Cartesian coordinates matter in Honors Physics because so much of the course turns physical situations into math you can actually solve. When you describe a force, a velocity, or a displacement in x and y components, you can use addition, subtraction, and trig to find an exact result instead of relying on a drawing.
This shows up constantly in vector problems. If one displacement points 5 m east and another points 2 m north, Cartesian coordinates let you keep those directions separate, combine them cleanly, and then find the magnitude and direction of the resultant vector. The same method works for velocity and force, not just motion on paper.
Cartesian coordinates also make lab work more precise. A position on a motion map, a point on a graph, or the landing spot of a projectile can all be analyzed with the same coordinate language. That means you can connect a real event to equations, graphs, and vector components without switching systems every time.
If you are comfortable with coordinates, you can move faster through problems that ask for direction, net change, or component form. That skill becomes the bridge from pictures to algebra, which is a big part of how Honors Physics solves mechanics problems.
Keep studying Honors Physics Unit 5
Visual cheatsheet
view galleryCoordinate Plane
The coordinate plane is the 2D surface where Cartesian coordinates are usually drawn. In Honors Physics, it gives you the visual grid for plotting positions, vectors, and motion in the x-y plane. Cartesian coordinates are the labeling system, while the coordinate plane is the space where that labeling happens.
Coordinate System
A coordinate system is the bigger framework that tells you how to assign numbers to positions in space. Cartesian coordinates are one specific kind of coordinate system using perpendicular axes. In physics problems, the choice of system matters because it sets the directions you will use for components, signs, and vector calculations.
Vector Components
Vector components are the x-, y-, and sometimes z-parts of a vector written in Cartesian form. Once you split a vector into components, you can add or subtract it with algebra instead of drawing arrows. This is the main reason Cartesian coordinates show up in analytical vector math.
Resultant Vector
A resultant vector is the single vector you get after combining two or more vectors. Cartesian coordinates let you find it by adding horizontal and vertical components separately. That method is faster and more exact than guessing from a scale drawing, especially when the vectors are not at nice angles.
A problem set question might give you a point, a displacement, or two vectors and ask you to find the net motion. Your job is to place each value on the x and y axes, keep track of signs, and separate the horizontal and vertical parts before combining them. If the vector is in 3D, you do the same thing with z as well.
On quizzes and labs, you may need to read a graph, identify coordinates of a position, or explain why a cart moved from one point to another. The biggest skill is translating between a picture and numbers. Once you can read the coordinate grid correctly, you can solve for displacement, resultant vector, or direction without getting lost in the diagram.

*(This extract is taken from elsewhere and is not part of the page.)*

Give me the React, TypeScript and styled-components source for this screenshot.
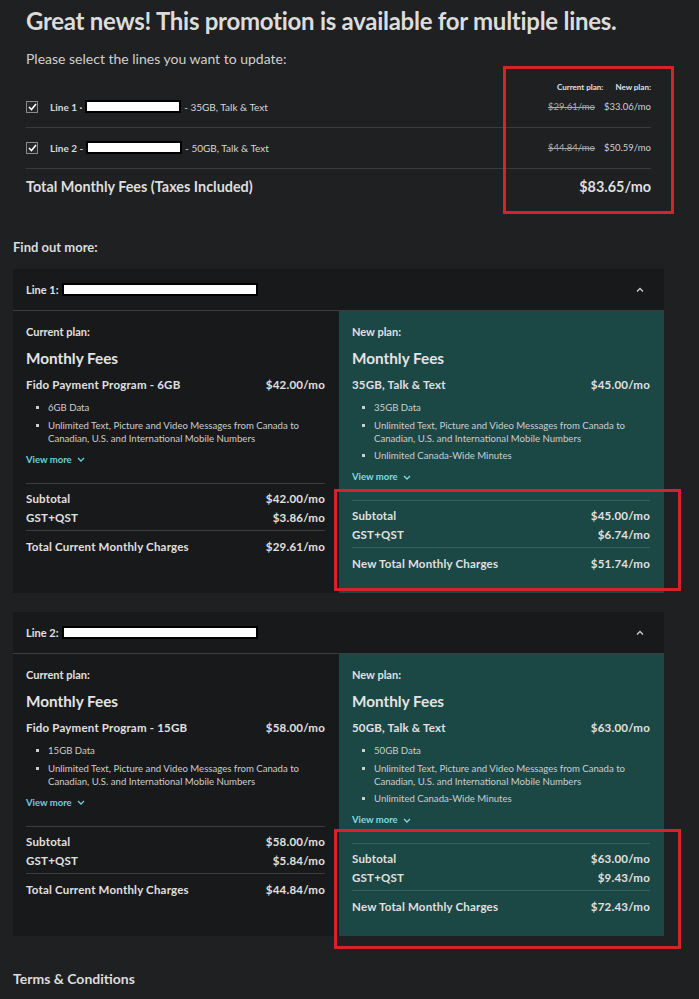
import React from 'react';
import styled, { createGlobalStyle } from 'styled-components';

const GlobalStyle = createGlobalStyle`
  body {
    margin: 0;
    background: #1f2022;
    font-family: 'Lato', 'Noto Sans', sans-serif;
    color: #d6d6d6;
  }
`;

const Page = styled.div`
  position: relative;
  width: 651px;
  margin-left: 13px;
  padding-top: 6px;
  padding-bottom: 20px;
`;

const TopSection = styled.section`
  padding: 0 13px;
`;

const Title = styled.h1`
  margin: 0;
  font-size: 24px;
  line-height: 30px;
  font-weight: 700;
  color: #dcdcdc;
  letter-spacing: -0.27px;
`;

const Subtitle = styled.p`
  margin: 14px 0 0;
  font-size: 14px;
  line-height: 18px;
  color: #cfcfcf;
`;

const PlanHeader = styled.div`
  display: flex;
  justify-content: flex-end;
  gap: 12px;
  margin-top: 13px;
  margin-bottom: -6px;
  font-size: 8px;
  line-height: 12px;
  font-weight: 700;
  color: #e0e0e0;
`;

const LineRow = styled.div`
  display: flex;
  align-items: center;
  padding: 13px 0 14px;
  border-bottom: 1px solid #3a3b3d;
  font-size: 10px;
  line-height: 12px;
`;

const Check = styled.span`
  width: 10px;
  height: 10px;
  border: 1px solid #8a8a8a;
  background: #26272a;
  display: flex;
  align-items: center;
  justify-content: center;
  margin-right: 12px;
`;

const LineLabel = styled.span`
  display: flex;
  align-items: center;
  color: #d8d8d8;
  flex: 1;
`;

const Bold = styled.span`
  font-weight: 700;
`;

const Redacted = styled.span<{ $w: number }>`
  display: inline-block;
  width: ${p => p.$w}px;
  height: 9px;
  background: #ffffff;
  border: 2px solid #000;
  margin: 0 3px;
`;

const Prices = styled.span`
  display: flex;
  gap: 9px;
  font-size: 9.5px;
`;

const OldPrice = styled.span`
  text-decoration: line-through;
  color: #a9a9a9;
`;

const NewPrice = styled.span`
  color: #cfcfcf;
`;

const TotalRow = styled.div`
  display: flex;
  justify-content: space-between;
  padding-top: 9px;
  font-size: 14.4px;
  line-height: 18px;
  font-weight: 700;
  color: #dedede;
`;

const SectionTitle = styled.h2`
  margin: 43px 0 14px;
  font-size: 13px;
  line-height: 16px;
  font-weight: 700;
  color: #dcdcdc;
`;

const Card = styled.section`
  background: #18191b;
  margin-bottom: 19px;
`;

const CardHeader = styled.div`
  height: 41px;
  display: flex;
  align-items: center;
  justify-content: space-between;
  padding: 0 20px 0 13px;
  border-bottom: 1px solid #3b3d3f;
  font-size: 11px;
  font-weight: 700;
  color: #e2e2e2;
`;

const HeaderLabel = styled.span`
  display: flex;
  align-items: center;
`;

const CardBody = styled.div`
  display: grid;
  grid-template-columns: 326px 325px;
`;

const Column = styled.div<{ $new?: boolean }>`
  background: ${p => (p.$new ? '#1b4745' : 'transparent')};
  padding: 14px 14px 22px 13px;
  display: flex;
  flex-direction: column;
`;

const PlanLabel = styled.div`
  font-size: 11px;
  line-height: 14px;
  font-weight: 700;
  color: #e0e0e0;
`;

const FeesTitle = styled.div`
  margin-top: 9px;
  font-size: 15.3px;
  line-height: 20px;
  font-weight: 700;
  color: #e4e4e4;
`;

const ItemRow = styled.div`
  display: flex;
  justify-content: space-between;
  margin-top: 10px;
  font-size: 11.5px;
  line-height: 14px;
  font-weight: 700;
  letter-spacing: 0.2px;
  color: #e0e0e0;
`;

const Bullets = styled.ul`
  list-style: none;
  margin: 9px 0 0;
  padding: 0;
  display: flex;
  flex-direction: column;
  gap: 4.5px;
`;

const Bullet = styled.li`
  position: relative;
  padding-left: 22px;
  font-size: 9.6px;
  line-height: 13px;
  color: #cdcdcd;
  &::before {
    content: '';
    position: absolute;
    left: 10px;
    top: 5px;
    width: 3px;
    height: 3px;
    background: #cdcdcd;
  }
`;

const ViewMore = styled.div<{ $new?: boolean }>`
  display: flex;
  align-items: center;
  gap: 5px;
  margin-top: 9px;
  font-size: 9.5px;
  line-height: 12px;
  font-weight: 700;
  color: ${p => (p.$new ? '#7fdbe0' : '#6cd0d8')};
`;

const Summary = styled.div<{ $new?: boolean }>`
  margin-top: 17px;
  border-top: 1px solid ${p => (p.$new ? '#336260' : '#3b3d3f')};
  padding-top: 8px;
`;

const SumRow = styled.div`
  display: flex;
  justify-content: space-between;
  font-size: 11.5px;
  line-height: 14px;
  font-weight: 700;
  letter-spacing: 0.2px;
  color: #e0e0e0;
  & + & {
    margin-top: 5px;
  }
`;

const TotalLine = styled(SumRow)<{ $new?: boolean }>`
  && {
    margin-top: 5px;
  }
  border-top: 1px solid ${p => (p.$new ? '#336260' : '#3b3d3f')};
  padding-top: 9px;
`;

const Terms = styled.h2`
  margin: 34px 0 0;
  font-size: 14px;
  line-height: 18px;
  font-weight: 700;
  color: #dcdcdc;
`;

const Highlight = styled.div<{ $x: number; $y: number; $w: number; $h: number }>`
  position: absolute;
  left: ${p => p.$x - 13}px;
  top: ${p => p.$y}px;
  width: ${p => p.$w}px;
  height: ${p => p.$h}px;
  border: 3px solid #d5232c;
  box-sizing: border-box;
  pointer-events: none;
`;

const CheckMark = () => (
  <svg width="9" height="8" viewBox="0 0 9 8">
    <polyline points="1,4 3.5,6.5 8,1" fill="none" stroke="#fff" strokeWidth="1.6" />
  </svg>
);

const Chevron = ({ up, color }: { up?: boolean; color: string }) => (
  <svg width="8" height="5" viewBox="0 0 8 5">
    <polyline
      points={up ? '1,4.5 4,1.5 7,4.5' : '1,1 4,4 7,1'}
      fill="none"
      stroke={color}
      strokeWidth="1.3"
    />
  </svg>
);

type Plan = {
  name: string;
  price: string;
  bullets: string[][];
  subtotal: string;
  tax: string;
  total: string;
};

const messaging = [
  'Unlimited Text, Picture and Video Messages from Canada to',
  'Canadian, U.S. and International Mobile Numbers',
];

const lines: { id: number; current: Plan; next: Plan }[] = [
  {
    id: 1,
    current: {
      name: 'Fido Payment Program - 6GB',
      price: '$42.00/mo',
      bullets: [['6GB Data'], messaging],
      subtotal: '$42.00/mo',
      tax: '$3.86/mo',
      total: '$29.61/mo',
    },
    next: {
      name: '35GB, Talk & Text',
      price: '$45.00/mo',
      bullets: [['35GB Data'], messaging, ['Unlimited Canada-Wide Minutes']],
      subtotal: '$45.00/mo',
      tax: '$6.74/mo',
      total: '$51.74/mo',
    },
  },
  {
    id: 2,
    current: {
      name: 'Fido Payment Program - 15GB',
      price: '$58.00/mo',
      bullets: [['15GB Data'], messaging],
      subtotal: '$58.00/mo',
      tax: '$5.84/mo',
      total: '$44.84/mo',
    },
    next: {
      name: '50GB, Talk & Text',
      price: '$63.00/mo',
      bullets: [['50GB Data'], messaging, ['Unlimited Canada-Wide Minutes']],
      subtotal: '$63.00/mo',
      tax: '$9.43/mo',
      total: '$72.43/mo',
    },
  },
];

const PlanColumn = ({ plan, isNew }: { plan: Plan; isNew?: boolean }) => (
  <Column $new={isNew}>
    <PlanLabel>{isNew ? 'New plan:' : 'Current plan:'}</PlanLabel>
    <FeesTitle>Monthly Fees</FeesTitle>
    <ItemRow>
      <span>{plan.name}</span>
      <span>{plan.price}</span>
    </ItemRow>
    <Bullets>
      {plan.bullets.map((b, i) => (
        <Bullet key={i}>
          {b.map((t, j) => (
            <React.Fragment key={j}>
              {j > 0 && <br />}
              {t}
            </React.Fragment>
          ))}
        </Bullet>
      ))}
    </Bullets>
    <ViewMore $new={isNew}>
      View more <Chevron color={isNew ? '#7fdbe0' : '#6cd0d8'} />
    </ViewMore>
    <Summary $new={isNew}>
      <SumRow>
        <span>Subtotal</span>
        <span>{plan.subtotal}</span>
      </SumRow>
      <SumRow>
        <span>GST+QST</span>
        <span>{plan.tax}</span>
      </SumRow>
      <TotalLine $new={isNew}>
        <span>{isNew ? 'New Total Monthly Charges' : 'Total Current Monthly Charges'}</span>
        <span>{plan.total}</span>
      </TotalLine>
    </Summary>
  </Column>
);

const App = () => {
  return (
    <>
      <GlobalStyle />
      <Page>
        <TopSection>
          <Title>Great news! This promotion is available for multiple lines.</Title>
          <Subtitle>Please select the lines you want to update:</Subtitle>
          <PlanHeader>
            <span>Current plan:</span>
            <span>New plan:</span>
          </PlanHeader>
          <LineRow>
            <Check><CheckMark /></Check>
            <LineLabel>
              <Bold>Line 1 ·</Bold>
              <Redacted $w={92} />
              <span>- 35GB, Talk &amp; Text</span>
            </LineLabel>
            <Prices>
              <OldPrice>$29.61/mo</OldPrice>
              <NewPrice>$33.06/mo</NewPrice>
            </Prices>
          </LineRow>
          <LineRow>
            <Check><CheckMark /></Check>
            <LineLabel>
              <Bold>Line 2 -</Bold>
              <Redacted $w={92} />
              <span>- 50GB, Talk &amp; Text</span>
            </LineLabel>
            <Prices>
              <OldPrice>$44.84/mo</OldPrice>
              <NewPrice>$50.59/mo</NewPrice>
            </Prices>
          </LineRow>
          <TotalRow>
            <span>Total Monthly Fees (Taxes Included)</span>
            <span>$83.65/mo</span>
          </TotalRow>
        </TopSection>

        <SectionTitle>Find out more:</SectionTitle>

        {lines.map(line => (
          <Card key={line.id}>
            <CardHeader>
              <HeaderLabel>
                Line {line.id}:
                <Redacted $w={192} />
              </HeaderLabel>
              <Chevron up color="#d0d0d0" />
            </CardHeader>
            <CardBody>
              <PlanColumn plan={line.current} />
              <PlanColumn plan={line.next} isNew />
            </CardBody>
          </Card>
        ))}

        <Terms>Terms &amp; Conditions</Terms>

        <Highlight $x={503} $y={66} $w={171} $h={148} />
        <Highlight $x={334} $y={489} $w={347} $h={102} />
        <Highlight $x={334} $y={829} $w={347} $h={120} />
      </Page>
    </>
  );
};

export default App;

The coordinate plane is the grid you draw or visualize. Cartesian coordinates are the numbers that tell you where a point sits on that grid. One is the space, the other is the location label.
Cartesian coordinates locate a point by using perpendicular axes and ordered numbers like (x, y) or (x, y, z).
In Honors Physics, they are most useful for breaking vectors and motion into horizontal, vertical, and sometimes depth components.
The signs on coordinates matter because they show direction, not just distance from the origin.
Cartesian coordinates describe position, not the route an object took to get there.
Once a vector is written in component form, algebra and trigonometry become the main tools for solving the problem.
Cartesian coordinates are a way to pinpoint position using perpendicular axes, usually x and y in 2D or x, y, and z in 3D. In Honors Physics, you use them to describe where an object is, how far it moved, and what its vector components are.
The coordinate plane is the grid, and Cartesian coordinates are the numerical labels on that grid. If you plot a point at (2, -3), the plane is the background and the coordinates tell you the exact location. That distinction matters when you are reading graphs or setting up vector problems.
They let you split a vector into x and y parts, which makes addition and subtraction much easier. Instead of handling a slanted arrow all at once, you work with horizontal and vertical components separately, then combine them to find the resultant vector.
No, they show position, not the route. If an object moves in a curve, the coordinates can tell you the start, the end, and any chosen point in between, but not the full shape of the path unless you graph the motion over time.